> Task prompt:
Which lines of the records contain "that"? Collect every one of them.

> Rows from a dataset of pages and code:

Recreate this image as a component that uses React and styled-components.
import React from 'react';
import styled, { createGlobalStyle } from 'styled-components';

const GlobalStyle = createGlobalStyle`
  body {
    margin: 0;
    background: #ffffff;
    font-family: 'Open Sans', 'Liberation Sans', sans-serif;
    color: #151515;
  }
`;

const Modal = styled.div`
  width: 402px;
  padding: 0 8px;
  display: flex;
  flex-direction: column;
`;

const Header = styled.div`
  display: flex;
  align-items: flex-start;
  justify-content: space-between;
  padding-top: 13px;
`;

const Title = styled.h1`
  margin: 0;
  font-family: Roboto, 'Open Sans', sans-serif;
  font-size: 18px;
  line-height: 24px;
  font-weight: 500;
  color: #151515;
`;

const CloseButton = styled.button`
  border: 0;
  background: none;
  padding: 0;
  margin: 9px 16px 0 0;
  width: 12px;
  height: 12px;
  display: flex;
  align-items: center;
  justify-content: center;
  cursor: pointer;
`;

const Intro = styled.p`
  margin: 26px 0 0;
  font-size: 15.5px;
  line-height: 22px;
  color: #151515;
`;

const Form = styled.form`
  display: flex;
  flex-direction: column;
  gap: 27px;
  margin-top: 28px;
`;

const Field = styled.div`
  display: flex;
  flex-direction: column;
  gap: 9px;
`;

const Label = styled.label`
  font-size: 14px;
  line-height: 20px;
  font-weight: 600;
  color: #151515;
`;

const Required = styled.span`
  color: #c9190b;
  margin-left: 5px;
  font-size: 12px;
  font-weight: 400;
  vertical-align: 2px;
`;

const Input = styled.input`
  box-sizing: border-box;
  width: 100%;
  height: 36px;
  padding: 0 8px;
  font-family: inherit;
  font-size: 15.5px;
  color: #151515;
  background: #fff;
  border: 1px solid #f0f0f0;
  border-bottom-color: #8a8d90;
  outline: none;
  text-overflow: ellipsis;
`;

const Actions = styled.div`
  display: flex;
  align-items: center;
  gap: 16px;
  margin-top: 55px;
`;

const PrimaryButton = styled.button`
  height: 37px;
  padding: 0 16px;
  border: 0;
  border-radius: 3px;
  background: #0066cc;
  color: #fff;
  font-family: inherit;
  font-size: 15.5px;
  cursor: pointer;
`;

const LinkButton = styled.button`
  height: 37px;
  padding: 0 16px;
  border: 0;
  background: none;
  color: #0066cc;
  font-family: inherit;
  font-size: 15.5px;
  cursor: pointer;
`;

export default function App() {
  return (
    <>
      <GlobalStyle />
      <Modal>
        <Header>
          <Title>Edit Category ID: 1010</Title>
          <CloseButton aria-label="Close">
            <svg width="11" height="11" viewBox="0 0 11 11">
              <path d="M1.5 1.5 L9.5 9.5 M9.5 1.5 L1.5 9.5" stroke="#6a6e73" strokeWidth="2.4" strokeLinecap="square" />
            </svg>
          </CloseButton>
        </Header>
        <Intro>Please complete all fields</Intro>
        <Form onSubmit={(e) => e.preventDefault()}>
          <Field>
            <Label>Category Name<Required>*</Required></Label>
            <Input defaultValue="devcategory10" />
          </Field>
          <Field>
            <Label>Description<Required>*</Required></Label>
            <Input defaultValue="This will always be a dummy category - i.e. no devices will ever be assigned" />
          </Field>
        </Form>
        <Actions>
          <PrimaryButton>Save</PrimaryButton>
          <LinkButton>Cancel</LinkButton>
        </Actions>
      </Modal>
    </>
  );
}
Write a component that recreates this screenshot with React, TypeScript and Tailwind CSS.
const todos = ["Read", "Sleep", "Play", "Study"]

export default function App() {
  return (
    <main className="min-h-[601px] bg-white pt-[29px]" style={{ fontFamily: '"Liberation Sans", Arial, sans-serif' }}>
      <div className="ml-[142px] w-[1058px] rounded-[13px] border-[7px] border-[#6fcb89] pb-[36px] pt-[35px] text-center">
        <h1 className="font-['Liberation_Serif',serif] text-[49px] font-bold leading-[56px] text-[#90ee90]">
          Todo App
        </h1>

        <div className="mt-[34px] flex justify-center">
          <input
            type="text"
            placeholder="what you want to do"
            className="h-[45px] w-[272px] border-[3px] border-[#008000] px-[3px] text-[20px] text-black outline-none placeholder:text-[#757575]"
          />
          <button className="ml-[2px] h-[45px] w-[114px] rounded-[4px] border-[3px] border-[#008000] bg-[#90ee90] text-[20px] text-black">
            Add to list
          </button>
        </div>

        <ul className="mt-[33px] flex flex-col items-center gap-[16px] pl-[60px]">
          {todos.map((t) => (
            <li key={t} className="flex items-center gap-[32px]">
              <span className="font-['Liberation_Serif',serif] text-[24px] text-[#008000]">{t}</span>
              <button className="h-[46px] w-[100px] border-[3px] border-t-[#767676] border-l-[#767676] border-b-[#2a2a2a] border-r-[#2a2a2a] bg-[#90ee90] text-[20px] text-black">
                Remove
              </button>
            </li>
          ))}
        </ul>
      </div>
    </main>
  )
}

> Correct answer:
Recreate this image as a component that uses React and styled-components.
Write a component that recreates this screenshot with React, TypeScript and Tailwind CSS.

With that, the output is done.